Querido diario: pensaba que la ruta hacia Belén se encontraría en otro Camino. Pero no; tan sólo es una etapa de mi peregrinación. Tal vez la más importante. Aquí me siento hijo, niño mimado, hombre de familia. Cansado casi de contemplar belenes, hace poco me fijé en una señora inclinada hacia un muro, con la cabeza gacha; como cuando nos castigaban en el colegio mirando contra la pared. Ella pisaba la acera; yo pasaba a cierta distancia.
No me considero curioso porque me gusta respetar la libertad. Pero al final resulta peor, me hago más lío. Entonces, pregunté si se trataba de alguna escena “costumbrista” local. Cada quien elaboraba su teoría: cabe que estuviese tomando el sol para sus cervicales. O, se encontraba mal y se detuvo a descansar. O, la mujer profesaba el islam y le tocaba rezar, aunque vestía un mandilón “pre-Zara”, “multitarea”, made in Galicia, de toda la vida…
Podía ser la profetisa Ana o, simplemente, una señora celosa de las deposiciones caninas en plena investigación. Incluso, la mujer viuda que buscaba su moneda. Alguien gimiendo junto a un bajo parado que no hay forma de alquilar… Fuera lo que fuese, lo cierto es que se la veía natural, sin respetos humanos, inspirada, interpelante… Mi propia interpretación entroncaba con el Muro de las Lamentaciones de Jerusalén: la añoranza de todo un pueblo ante la progresiva destrucción de su espacio sagrado.
Como el Templo de Jerusalén, el lugar santo para Dios en el alma fue construido con mucho esfuerzo y mucha Gracia.
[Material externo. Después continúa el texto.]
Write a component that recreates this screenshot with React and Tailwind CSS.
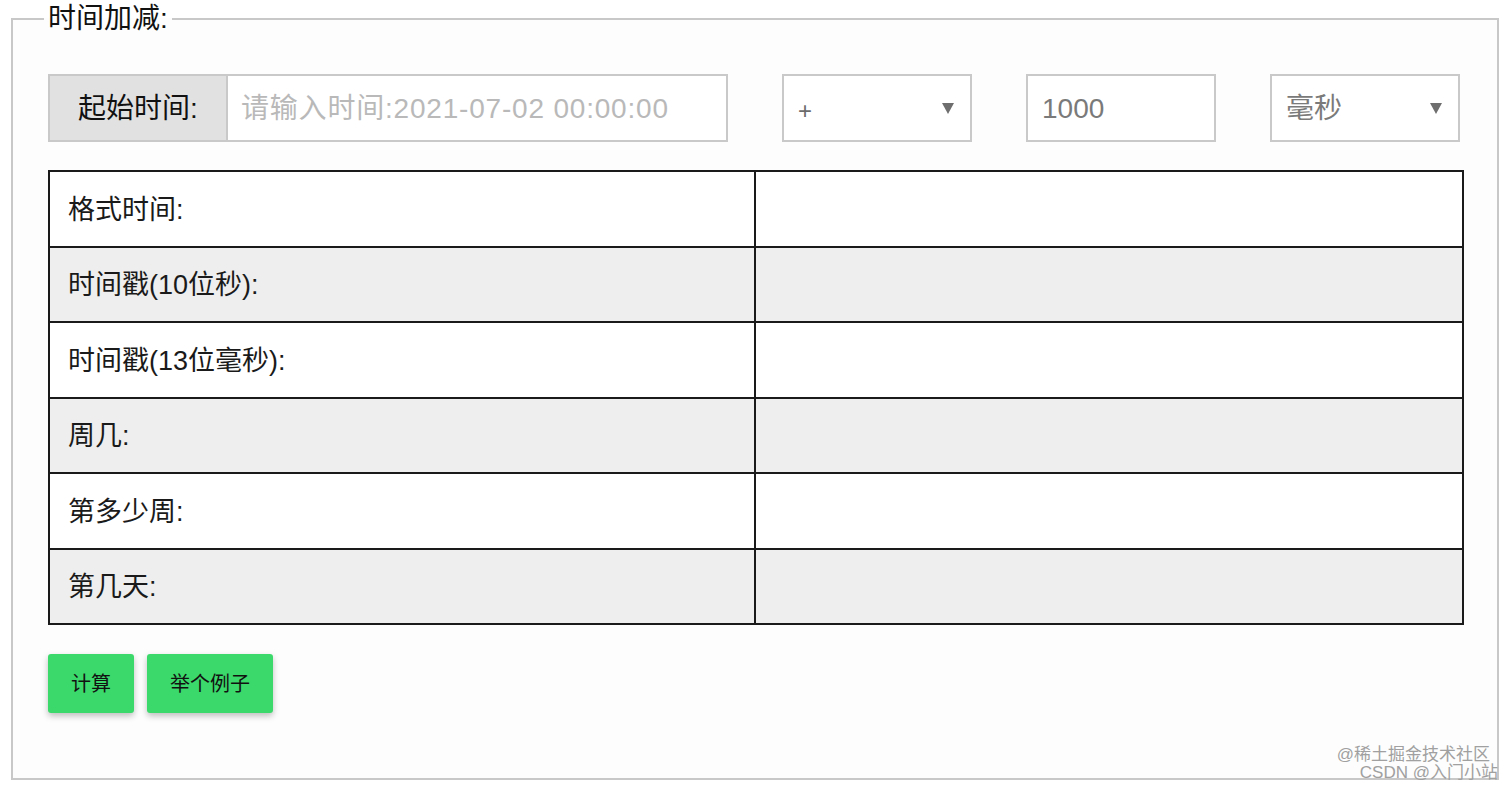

Seguramente con gran protagonismo de los más desamparados. Una parte se mantiene en pie, pues el Señor ha prometido acompañar a su Iglesia hasta el final, en su servicio a la humanidad. Otra parte clama por ser reconstruida cada día, junto a los hermanos. Sin melancolía. Con esperanza alegre de sembrador. Cobrando nuevo impulso cada Navidad.